[START OF Data section]

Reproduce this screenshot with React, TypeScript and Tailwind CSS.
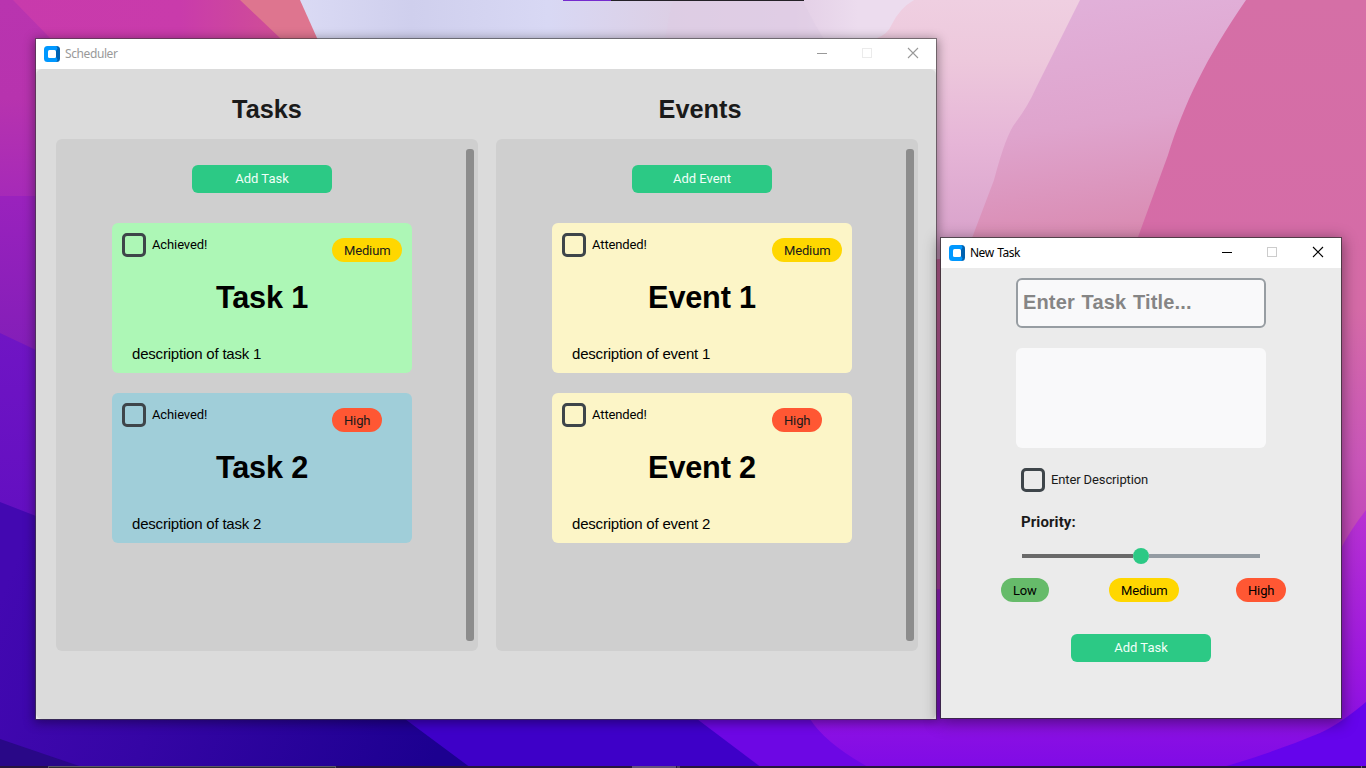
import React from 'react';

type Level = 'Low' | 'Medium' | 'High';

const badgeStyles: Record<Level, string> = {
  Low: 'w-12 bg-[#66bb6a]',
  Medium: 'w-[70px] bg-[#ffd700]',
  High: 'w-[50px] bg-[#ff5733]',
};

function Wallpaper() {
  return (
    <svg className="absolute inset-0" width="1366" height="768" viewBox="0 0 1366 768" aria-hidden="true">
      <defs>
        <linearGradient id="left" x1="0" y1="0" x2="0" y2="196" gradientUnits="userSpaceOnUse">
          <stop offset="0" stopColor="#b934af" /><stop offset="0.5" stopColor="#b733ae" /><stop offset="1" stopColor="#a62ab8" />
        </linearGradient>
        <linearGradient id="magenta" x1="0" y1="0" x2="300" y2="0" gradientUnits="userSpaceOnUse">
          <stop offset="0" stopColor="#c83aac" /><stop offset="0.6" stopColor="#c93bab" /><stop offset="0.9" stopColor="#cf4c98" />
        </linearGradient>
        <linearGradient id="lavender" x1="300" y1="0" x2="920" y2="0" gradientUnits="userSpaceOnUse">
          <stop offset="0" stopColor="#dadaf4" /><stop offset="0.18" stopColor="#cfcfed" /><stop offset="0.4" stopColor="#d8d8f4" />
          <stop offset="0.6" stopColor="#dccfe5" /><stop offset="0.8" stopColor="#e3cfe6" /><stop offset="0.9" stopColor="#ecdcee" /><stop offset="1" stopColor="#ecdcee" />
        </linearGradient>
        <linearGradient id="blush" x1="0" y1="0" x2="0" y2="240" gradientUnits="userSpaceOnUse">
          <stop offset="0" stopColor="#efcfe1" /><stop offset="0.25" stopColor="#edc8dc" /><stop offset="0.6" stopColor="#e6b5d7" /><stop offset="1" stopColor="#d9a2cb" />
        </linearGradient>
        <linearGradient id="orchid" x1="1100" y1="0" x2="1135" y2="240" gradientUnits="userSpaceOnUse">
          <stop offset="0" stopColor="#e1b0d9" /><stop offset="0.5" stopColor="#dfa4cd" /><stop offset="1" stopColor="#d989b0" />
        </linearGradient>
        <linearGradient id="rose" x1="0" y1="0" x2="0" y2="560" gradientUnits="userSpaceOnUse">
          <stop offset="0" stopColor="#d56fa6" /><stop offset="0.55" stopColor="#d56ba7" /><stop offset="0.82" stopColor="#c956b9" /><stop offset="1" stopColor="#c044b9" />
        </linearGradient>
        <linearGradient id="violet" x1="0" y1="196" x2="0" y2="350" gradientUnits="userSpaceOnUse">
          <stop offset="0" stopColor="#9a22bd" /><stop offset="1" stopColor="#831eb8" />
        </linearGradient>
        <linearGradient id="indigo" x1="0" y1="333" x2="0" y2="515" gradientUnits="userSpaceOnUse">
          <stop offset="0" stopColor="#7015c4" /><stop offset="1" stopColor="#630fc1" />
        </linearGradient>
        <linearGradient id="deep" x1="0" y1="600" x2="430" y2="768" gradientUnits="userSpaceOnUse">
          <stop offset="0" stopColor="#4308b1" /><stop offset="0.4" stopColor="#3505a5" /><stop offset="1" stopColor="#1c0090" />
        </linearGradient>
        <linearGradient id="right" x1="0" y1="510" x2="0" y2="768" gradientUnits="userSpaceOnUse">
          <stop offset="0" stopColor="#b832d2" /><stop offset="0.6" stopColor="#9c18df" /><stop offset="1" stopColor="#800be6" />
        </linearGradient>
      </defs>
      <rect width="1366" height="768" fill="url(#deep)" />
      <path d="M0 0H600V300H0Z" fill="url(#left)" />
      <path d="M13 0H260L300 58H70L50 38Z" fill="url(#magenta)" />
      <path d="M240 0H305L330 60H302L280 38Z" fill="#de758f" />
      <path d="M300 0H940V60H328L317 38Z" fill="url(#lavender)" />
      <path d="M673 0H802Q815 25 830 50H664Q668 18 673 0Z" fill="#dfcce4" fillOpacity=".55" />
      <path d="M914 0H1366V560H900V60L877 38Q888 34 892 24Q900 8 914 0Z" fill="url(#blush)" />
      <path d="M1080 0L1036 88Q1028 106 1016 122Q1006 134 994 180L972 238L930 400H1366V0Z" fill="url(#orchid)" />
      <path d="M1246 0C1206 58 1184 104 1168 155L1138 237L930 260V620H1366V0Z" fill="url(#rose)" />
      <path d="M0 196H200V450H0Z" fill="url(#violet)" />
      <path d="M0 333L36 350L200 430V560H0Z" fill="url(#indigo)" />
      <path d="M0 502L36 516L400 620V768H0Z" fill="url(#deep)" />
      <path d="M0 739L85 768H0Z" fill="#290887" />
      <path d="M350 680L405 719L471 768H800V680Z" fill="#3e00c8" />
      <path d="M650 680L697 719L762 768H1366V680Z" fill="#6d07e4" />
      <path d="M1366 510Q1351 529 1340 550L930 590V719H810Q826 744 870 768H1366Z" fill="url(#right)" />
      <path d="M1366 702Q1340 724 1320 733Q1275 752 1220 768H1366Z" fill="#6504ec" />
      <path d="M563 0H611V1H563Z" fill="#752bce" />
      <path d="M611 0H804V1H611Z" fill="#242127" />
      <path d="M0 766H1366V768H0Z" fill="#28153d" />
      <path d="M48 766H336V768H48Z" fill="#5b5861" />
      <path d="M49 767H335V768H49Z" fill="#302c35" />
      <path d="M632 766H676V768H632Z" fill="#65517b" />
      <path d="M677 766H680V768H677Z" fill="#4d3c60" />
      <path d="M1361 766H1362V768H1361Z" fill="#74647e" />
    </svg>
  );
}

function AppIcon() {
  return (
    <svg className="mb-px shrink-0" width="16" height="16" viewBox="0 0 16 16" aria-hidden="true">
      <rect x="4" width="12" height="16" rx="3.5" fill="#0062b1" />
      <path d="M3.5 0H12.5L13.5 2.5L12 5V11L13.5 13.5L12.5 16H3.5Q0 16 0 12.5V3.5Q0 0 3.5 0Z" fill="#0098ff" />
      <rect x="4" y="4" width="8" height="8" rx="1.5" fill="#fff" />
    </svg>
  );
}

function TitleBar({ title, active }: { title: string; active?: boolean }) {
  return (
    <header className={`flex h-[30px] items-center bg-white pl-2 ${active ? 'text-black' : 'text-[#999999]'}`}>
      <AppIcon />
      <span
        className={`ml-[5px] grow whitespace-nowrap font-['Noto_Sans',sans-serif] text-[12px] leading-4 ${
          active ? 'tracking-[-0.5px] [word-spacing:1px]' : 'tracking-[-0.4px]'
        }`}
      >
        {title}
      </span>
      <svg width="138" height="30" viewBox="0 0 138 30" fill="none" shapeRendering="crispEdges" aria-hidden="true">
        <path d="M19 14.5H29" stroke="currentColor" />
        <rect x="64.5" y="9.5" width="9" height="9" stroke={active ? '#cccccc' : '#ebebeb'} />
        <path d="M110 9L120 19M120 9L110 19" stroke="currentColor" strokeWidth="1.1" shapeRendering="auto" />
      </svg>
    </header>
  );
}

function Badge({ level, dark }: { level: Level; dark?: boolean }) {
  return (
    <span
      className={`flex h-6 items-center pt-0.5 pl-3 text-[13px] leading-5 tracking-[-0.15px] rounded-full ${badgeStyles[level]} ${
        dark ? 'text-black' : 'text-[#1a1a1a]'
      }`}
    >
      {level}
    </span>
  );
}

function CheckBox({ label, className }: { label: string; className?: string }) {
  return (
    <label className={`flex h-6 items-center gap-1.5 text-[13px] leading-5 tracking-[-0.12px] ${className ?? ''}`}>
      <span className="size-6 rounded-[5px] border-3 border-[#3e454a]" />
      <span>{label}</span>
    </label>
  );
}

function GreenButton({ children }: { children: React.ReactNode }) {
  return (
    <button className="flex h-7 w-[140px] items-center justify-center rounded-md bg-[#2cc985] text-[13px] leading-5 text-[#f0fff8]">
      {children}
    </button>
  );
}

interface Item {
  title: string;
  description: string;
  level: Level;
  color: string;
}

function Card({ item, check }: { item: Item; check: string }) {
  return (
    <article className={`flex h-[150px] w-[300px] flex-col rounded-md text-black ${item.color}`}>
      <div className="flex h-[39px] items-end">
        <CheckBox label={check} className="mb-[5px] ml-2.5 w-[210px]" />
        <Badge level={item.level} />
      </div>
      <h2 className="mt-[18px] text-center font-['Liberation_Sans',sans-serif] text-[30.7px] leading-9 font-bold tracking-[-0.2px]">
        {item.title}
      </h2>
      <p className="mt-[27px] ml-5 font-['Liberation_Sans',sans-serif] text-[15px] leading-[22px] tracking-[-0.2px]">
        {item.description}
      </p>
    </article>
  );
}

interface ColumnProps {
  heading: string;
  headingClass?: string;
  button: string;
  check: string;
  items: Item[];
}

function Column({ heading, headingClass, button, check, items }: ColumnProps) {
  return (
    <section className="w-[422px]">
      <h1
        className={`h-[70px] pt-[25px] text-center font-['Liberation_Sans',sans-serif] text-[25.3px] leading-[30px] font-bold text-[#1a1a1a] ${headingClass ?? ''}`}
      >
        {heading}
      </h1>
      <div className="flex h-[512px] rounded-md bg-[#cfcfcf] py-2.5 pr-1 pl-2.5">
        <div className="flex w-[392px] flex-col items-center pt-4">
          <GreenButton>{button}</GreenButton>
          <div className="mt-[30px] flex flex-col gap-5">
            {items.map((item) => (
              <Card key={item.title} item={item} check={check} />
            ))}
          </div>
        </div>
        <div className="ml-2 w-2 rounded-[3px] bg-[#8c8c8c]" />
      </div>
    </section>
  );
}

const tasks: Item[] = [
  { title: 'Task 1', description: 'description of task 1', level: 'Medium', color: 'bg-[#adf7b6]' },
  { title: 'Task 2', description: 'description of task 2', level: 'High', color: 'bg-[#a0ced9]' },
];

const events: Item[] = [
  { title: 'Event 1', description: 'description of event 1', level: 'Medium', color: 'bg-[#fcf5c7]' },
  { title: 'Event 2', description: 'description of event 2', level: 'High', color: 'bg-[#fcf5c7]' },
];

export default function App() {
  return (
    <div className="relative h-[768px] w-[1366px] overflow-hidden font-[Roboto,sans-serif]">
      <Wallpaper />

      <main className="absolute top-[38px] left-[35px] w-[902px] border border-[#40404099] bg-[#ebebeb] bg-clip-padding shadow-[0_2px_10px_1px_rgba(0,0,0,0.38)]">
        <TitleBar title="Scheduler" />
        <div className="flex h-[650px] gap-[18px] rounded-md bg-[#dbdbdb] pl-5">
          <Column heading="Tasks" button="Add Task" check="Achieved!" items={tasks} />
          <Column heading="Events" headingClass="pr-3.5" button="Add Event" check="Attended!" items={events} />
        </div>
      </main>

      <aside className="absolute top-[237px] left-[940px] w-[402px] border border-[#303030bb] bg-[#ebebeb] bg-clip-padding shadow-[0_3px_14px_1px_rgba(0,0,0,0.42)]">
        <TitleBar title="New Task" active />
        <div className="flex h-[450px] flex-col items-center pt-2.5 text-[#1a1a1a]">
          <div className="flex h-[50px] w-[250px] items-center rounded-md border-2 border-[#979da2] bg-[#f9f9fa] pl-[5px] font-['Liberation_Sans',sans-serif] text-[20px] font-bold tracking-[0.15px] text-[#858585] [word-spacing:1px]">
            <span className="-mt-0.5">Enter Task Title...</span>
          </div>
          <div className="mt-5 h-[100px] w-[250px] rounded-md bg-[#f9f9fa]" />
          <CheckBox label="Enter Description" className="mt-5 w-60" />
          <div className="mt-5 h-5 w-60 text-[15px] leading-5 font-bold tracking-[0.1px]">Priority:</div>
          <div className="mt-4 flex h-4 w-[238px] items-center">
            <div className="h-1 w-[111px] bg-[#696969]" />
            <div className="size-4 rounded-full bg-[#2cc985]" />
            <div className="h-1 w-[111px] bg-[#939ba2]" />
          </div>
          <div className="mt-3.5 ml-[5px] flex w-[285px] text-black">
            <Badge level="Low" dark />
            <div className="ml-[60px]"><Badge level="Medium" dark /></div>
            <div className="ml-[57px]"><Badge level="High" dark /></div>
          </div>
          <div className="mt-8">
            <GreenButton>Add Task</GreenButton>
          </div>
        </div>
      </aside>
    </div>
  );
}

[END OF Data section]

Copy nothing but the lines from the first one in the listing through the line with "type Level = 'Low' | 'Medium' | 'High';", and omit the pictures.

Reproduce this screenshot with React, TypeScript and Tailwind CSS.
import React from 'react';

type Level = 'Low' | 'Medium' | 'High';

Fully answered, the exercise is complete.